By the middle of the fifth century BC, when Sophocles was in his prime, Athens had proven itself the foremost Greek city-state. The great Persian empire had been defeated by the Athenians -- a crucial military and cultural victory in which the outnumbered, but highly motivated, Athenians had defended their growing democracy from a monarchy led by despots like Darius and Xerxes. In the decades following Persia's defeat, Athens entered one of the world's most brilliant eras of civilization. The Greek historians Herodotus and Thucydides, who provided us with the stories and records of this midcentury outburst of political briliance and artistic genius, helped to establish our notion that the period from 495-429 BC was the perfection of this high period of Greek culture. The Western world's reverence for classical Greek culture is largely formed by our understanding of this era.
The Decline of Athens
By the later years of the meteoric fifth century, the Athenians had begun to fall apart. The greatest of Greek dramas -- by Aeschylus, Sophocles, and Euripides -- had become part of the people's experience, as had the construction of wonderful temples like the Parthenon, on the Acropolis. Furthermore, the city-state of Athens had effectively used its military and economic muscle to gain primacy over the many competing rival states of Greece. But overuse of this military muscle was proving too tempting to resist. In 439 -- to pick a typical instance -- the subject residents of the island of Samos tried breaking from Athens, and were slaughtered en masse. In 433 Athens formed a defensive alliance with Corcyra and thus initiated a policy of siding with certain Greek city-state allies against others. The internecine struggle against Sparta, which had earlier been the great ally of Athens in expelling the Perians, broke out into the long-lasting (431-422) Peloponnesian War, which gave a nearly final knockout blow to the political supremacy of Athens. By the end of the century, thanks to some adventurist politics at sea and a reckless effort to intervene in the politics of Sicily, Athens had militarily been wiped out by Sparta and other rivals and had been superseded in all the finer productions of art and culture.
Ancient Greek Theater and the Cult of Dionysus
Ancient Greek religion does not bear much resemblance to modern monotheistic faiths. The Greeks worshiped many different gods and goddesses, most of whom, by today's religious standards, are distinctly ungodly -- especially Dionysus. Dionysus was the god of human and agricultural fertility. Starting around 1200 BC, members of the cult of Dionysus began celebrating their favorite god with ritual orgies, multiday drinking binges, and ecstatic emotional, physical, and sexual rampages. For the ancient Greeks, reaching an altered mental state through these kinds of excesses was a way of releasing pent-up emotions and coming closer to the divine. By 600 BC, these religious rites were part of mainstream Greek culture, celebrated every spring.

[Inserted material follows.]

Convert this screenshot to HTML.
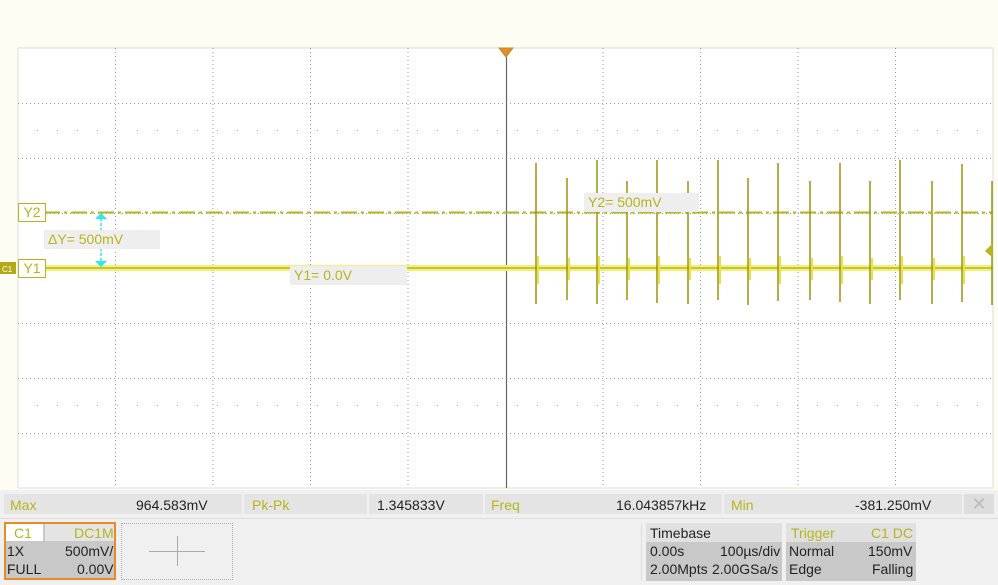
<!DOCTYPE html>
<html><head><meta charset="utf-8"><style>
body{margin:0;width:998px;height:585px;background:#fdfdf3;font-family:"Liberation Sans",sans-serif;position:relative;overflow:hidden}
.a{position:absolute;font-size:13px;line-height:16px}
.y{color:#b5b51e}
.k{color:#222}
</style></head><body>
<svg width="998" height="490" style="position:absolute;left:0;top:0">
<rect x="18" y="48" width="975" height="440" fill="#fff" stroke="#ddd"/>
<g stroke="#999" stroke-dasharray="1,3" stroke-width="1">
<path d="M115.5 48V488M213 48V488M310.5 48V488M408 48V488M603 48V488M700.5 48V488M798 48V488M895.5 48V488"/>
<path d="M18 103.5H993M18 158.5H993M18 213.5H993M18 323.5H993M18 378.5H993M18 433.5H993"/>
</g>
<g stroke="#aaa" stroke-dasharray="1,19" stroke-width="1">
<path d="M37 130.5H993M37 405.5H993"/>
</g>
<path d="M506.5 56V488" stroke="#666" stroke-width="1.2"/>
<path d="M499 48L513 48L506 57Z" fill="#e8892a" stroke="#a89a20"/>
<path d="M44 212.5H993" stroke="#b5b51e" stroke-width="2" stroke-dasharray="16,4,3,4"/>
<rect x="18" y="265" width="975" height="6" fill="#f4f07a"/>
<path d="M18 268H993" stroke="#b5b51e" stroke-width="1.5"/>
<g stroke="#9a940e" stroke-width="1.5">
<path d="M536 163V304M567 178V300M597 160V304M627 181V300M657 160V303M688 181V304M718 160V300M748 178V305M778 163V301M810 181V300M840 163V302M870 181V304M900 160V300M932 181V304M962 164V302M992 181V305"/>
</g>
<g stroke="#e8e24a" stroke-width="2">
<path d="M538 256V284M569 258V280M599 256V284M629 258V280M659 256V284M690 258V280M720 256V284M750 258V280M780 256V284M812 258V280M842 256V284M872 258V280M902 256V284M934 258V280M964 256V284"/>
</g>
<path d="M993 243L985 251L993 258Z" fill="#b5b51e"/>
<path d="M101 218V262" stroke="#2de6ef" stroke-width="1.5" stroke-dasharray="3,2"/>
<path d="M95 219H107L101 213ZM95 261H107L101 267Z" fill="#2de6ef"/>
<rect x="0" y="262" width="16" height="12" fill="#b5a814"/>
<text x="2" y="272" font-size="8" fill="#fff" font-family="Liberation Sans">C1</text>
</svg>
<div class="a y" style="left:18px;top:203px;width:26px;height:17px;border:1px solid #b5b51e;background:#fff;text-align:center;font-size:14px">Y2</div>
<div class="a y" style="left:18px;top:259px;width:26px;height:17px;border:1px solid #b5b51e;background:#fff;text-align:center;font-size:14px">Y1</div>
<div class="a y" style="left:44px;top:230px;width:116px;height:19px;background:#eee;font-size:14px;line-height:19px;padding-left:4px;box-sizing:border-box">ΔY= 500mV</div>
<div class="a y" style="left:290px;top:266px;width:117px;height:19px;background:#eee;font-size:14px;line-height:19px;padding-left:4px;box-sizing:border-box">Y1= 0.0V</div>
<div class="a y" style="left:584px;top:193px;width:115px;height:19px;background:#eee;font-size:14px;line-height:19px;padding-left:4px;box-sizing:border-box">Y2= 500mV</div>
<div style="position:absolute;left:0;top:490px;width:998px;height:95px;background:#f0f0f0"></div>
<div style="position:absolute;left:4px;top:494px;width:990px;height:20px;background:#e4e4e4"></div>
<div class="a y" style="left:10px;top:497px;font-size:14px">Max</div>
<div class="a k" style="left:136px;top:497px;font-size:14px">964.583mV</div>
<div class="a y" style="left:252px;top:497px;font-size:14px">Pk-Pk</div>
<div class="a k" style="left:377px;top:497px;font-size:14px">1.345833V</div>
<div class="a y" style="left:491px;top:497px;font-size:14px">Freq</div>
<div class="a k" style="left:616px;top:497px;font-size:14px">16.043857kHz</div>
<div class="a y" style="left:731px;top:497px;font-size:14px">Min</div>
<div class="a k" style="left:855px;top:497px;font-size:14px">-381.250mV</div>
<div style="position:absolute;left:242px;top:494px;width:2px;height:20px;background:#f0f0f0"></div>
<div style="position:absolute;left:367px;top:494px;width:2px;height:20px;background:#f0f0f0"></div>
<div style="position:absolute;left:483px;top:494px;width:2px;height:20px;background:#f0f0f0"></div>
<div style="position:absolute;left:722px;top:494px;width:2px;height:20px;background:#f0f0f0"></div>
<div style="position:absolute;left:962px;top:494px;width:2px;height:20px;background:#f0f0f0"></div>
<div style="position:absolute;left:964px;top:494px;width:30px;height:20px;background:#ddd;color:#bbb;text-align:center;font-size:18px;line-height:20px">✕</div>
<div style="position:absolute;left:0;top:518px;width:998px;height:1px;background:#ddd"></div>
<div style="position:absolute;left:4px;top:522px;width:112px;height:58px;border:2px solid #e8892a;background:#c8c8c8;box-sizing:border-box"></div>
<div style="position:absolute;left:6px;top:524px;width:37px;height:17px;background:#fff"></div>
<div style="position:absolute;left:45px;top:524px;width:69px;height:17px;background:#e4e4e4"></div>
<div class="a y" style="left:14px;top:525px;font-size:14px">C1</div>
<div class="a y" style="left:74px;top:525px;font-size:14px">DC1M</div>
<div class="a k" style="left:7px;top:543px;font-size:14px">1X</div>
<div class="a k" style="left:65px;top:543px;font-size:14px">500mV/</div>
<div class="a k" style="left:7px;top:561px;font-size:14px">FULL</div>
<div class="a k" style="left:77px;top:561px;font-size:14px">0.00V</div>
<div style="position:absolute;left:121px;top:523px;width:112px;height:57px;border:1px dotted #aaa;box-sizing:border-box"></div>
<div style="position:absolute;left:149px;top:551px;width:56px;height:1px;background:#aaa"></div>
<div style="position:absolute;left:177px;top:536px;width:1px;height:30px;background:#aaa"></div>
<div style="position:absolute;left:641px;top:523px;width:1px;height:58px;background:#ddd"></div>
<div style="position:absolute;left:646px;top:523px;width:136px;height:58px;background:#c8c8c8"></div>
<div style="position:absolute;left:646px;top:523px;width:136px;height:19px;background:#e0e0e0"></div>
<div class="a k" style="left:650px;top:525px;font-size:14px">Timebase</div>
<div class="a k" style="left:650px;top:543px;font-size:14px">0.00s</div>
<div class="a k" style="left:720px;top:543px;font-size:14px">100µs/div</div>
<div class="a k" style="left:650px;top:561px;font-size:14px">2.00Mpts</div>
<div class="a k" style="left:712px;top:561px;font-size:14px">2.00GSa/s</div>
<div style="position:absolute;left:786px;top:523px;width:130px;height:58px;background:#c8c8c8"></div>
<div style="position:absolute;left:786px;top:523px;width:130px;height:19px;background:#e0e0e0"></div>
<div class="a y" style="left:791px;top:525px;font-size:14px">Trigger</div>
<div class="a y" style="left:871px;top:525px;font-size:14px">C1 DC</div>
<div class="a k" style="left:789px;top:543px;font-size:14px">Normal</div>
<div class="a k" style="left:868px;top:543px;font-size:14px">150mV</div>
<div class="a k" style="left:789px;top:561px;font-size:14px">Edge</div>
<div class="a k" style="left:872px;top:561px;font-size:14px">Falling</div>
</body></html>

In 534 BC, Athenian ruler Peisistratus added something new to the spring festival: a drama competition. At first, these dramas consisted mainly of odes sung by choruses of men dressed as satyrs -- the lusty half-man, half-goat servants of Dionysus. During the fifth century, Greek drama became more complex, thanks to innovations by Aeschylus, Euripides, and Sophocles. The drama competitions of Sophocles' time drew enormous crowds, sometimes as many as seventeen thousand in a day, to open-air amphitheaters. These were not likely quiet, subdued audiences. Most would have been indulging in wine for days as a part of the Dionysian festival.
Sophocles' Innovations and Oedipus the King's Connection to History
Sophocles was a hands-on playwright profoundly immersed in the world of dramatic production. We know, for example, that he was an outstanding stage performer. Not only was he a serious actor, but the juggling act he presented in his play The Nausicaa was the talk of Greece for years. Eventually, Sophocles withdrew from acting, because his voice was not strong enough to reach the distant seats of the theater, but he continued to introduce radical innovations in dramaturgy. He is perhaps most famous for bringing a third actor onto the Grecian stage: Attic tragedy had sprung from a simple dialogue between the chorus and a single chorus leader, and even the great dramatist Aeschylus (525-456 BC), whose powerful plays formed the backdrop to Sophocles' achievements, had worked with only two characters at a time. While Aeschylus contented himself with characters -- Agamemnon, Clytemnestra, Orestes -- who were brilliant sketches rather than organic characters, Sophocles went much further toward rounding out the tragic character. About Oedipus, for instance, we know various mutually enriching traits: his pride, his hot temper, his remorseless intelligence, his capacity to grow through suffering. About Aeschylus' Agamemnon, we know only his military determination and his headlong rush into tragedy. Sophocles also modified the Aeschylean practice of presenting his dramas in trilogy form. By compacting an entire dramatic concept into one play, instead of three, Sophocles made a decisive step toward the concentration of dramatic power.
Unlike the works of Euripides, a great fifth-century tragedian who wrote directly about the burning issues of his day, Sophocles' plays have a more indirect relation to their time and their creator's life. Nevertheless, the facts we do have can lead us toward fascinating discussions of the text. For example, Sophocles composed Oedipus the King around 429 BC, shortly after a great plague had assailed the city of Athens. Clearly, Oedipus is itself fundamentally concerned with plague and its pollutions. Whether it can be said to interpret the moral and spiritual meaning of such plagues, or simply to have incorporated their terrible resonance into the structure of traditional tragedy, is a matter for debate and discussion. Similarly, Oedipus was written while the cultural and political triumphs of Athens were still in place, but were just on the verge of beginning a precipitous decline, brought on, in part, by the arrogant overuse of power. Among the great and timeless issues Sophocles introduces to us -- burning moral choice, the power of jealousy and revenge, the cruelties of fate, the dignity of noble survival -- history brings its own kind of resonance.